It’s hard enough for HR having to determine if someone will fit into the organization. Whether they hired the right person, or passed on them, is something HR has to deal with in addition to many other problems. One way to remedy the problem of bringing in new employees, whether they are the right fit or not, is having mentors. As a mentee, you receive help and information that can improve performance and even organizational commitment. There are also studies that show being a mentor has it’s benefits as well.
Mentoring helps increase organizational commitment because employees feel that they have more to lose by switching jobs (Payne & Huffman, 2005). It also helps when mentors are supervisory rather than co-workers. The relationship takes on more of a teacher and student vibe than a friend vibe. However, despite the type of mentor, it is still beneficial over not having one (Payne & Huffman, 2005).
Having a mentor is more than just receiving helpful tips and information. It also serves as a deterrent for turn over. As humans, we suck at cutting our loses. The more time and energy you have invested, the harder it is to walk away. Mentors, if the relationship is good, can serve as an anchor for employees.
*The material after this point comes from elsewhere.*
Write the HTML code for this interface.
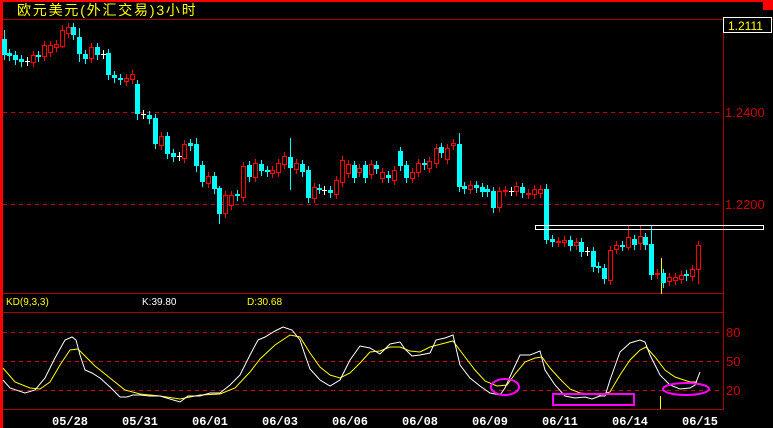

Not only will employees feel bad about leaving co-workers, but they will also feel bad about leaving a mentor who has invested time and energy in them.
Mentors can also help to reduce stressors for new employees. It is a great socialization technique because new employees have a direct source for questions about handling job situations. Understanding your job duties are not the only things new employees have to learn. Work environments are micro cultures, and they can differ from place to place. This is why socialization can be so important, because it gets employees acquainted with the environment.
While it is time consuming, and can be expensive, it has it’s benefits for the mentor as well. It helps mentors better understand the business, helps better understand themselves, and is great networking. With a new mind, mentors have a different perspective on things. Mentors get asked questions that will make them see a problem and the company in a new light. Mentees can also help with understanding how mentors interact with the office and people. This can be used to improve not only the mentors work attitude but even their work methods as well. Finally, you never know who will be your boss, so it never hurts to add to your network.
Mentoring also helps to build a more open and collaborative work culture. It makes supervisors seem more approachable, and employees more friendly.
Although everything sounds great, mentoring does have negatives. People may feel like a particular employee is at more of an advantage because of who his mentor is. There can also be cases in which mentors are taken advantage of by their mentees: asking them to pick up laundry, or pay for lunch. This level of authority will make it hard for mentees to say no, especially if threats are involved.
I think that concerns like these can be remedied. Proper training, evaluation based on work and not personal traits, two way evaluations so that mentors know they are being watched, are just a few suggestions that may work.
If mentors are provided with the proper training, and they want to do it, it can be really beneficial to a company. It can help reduce turnover, which has high costs associated with it; can imporve team morralle; and can be really rewarding. Besides you never know, you may end up having a winning combination.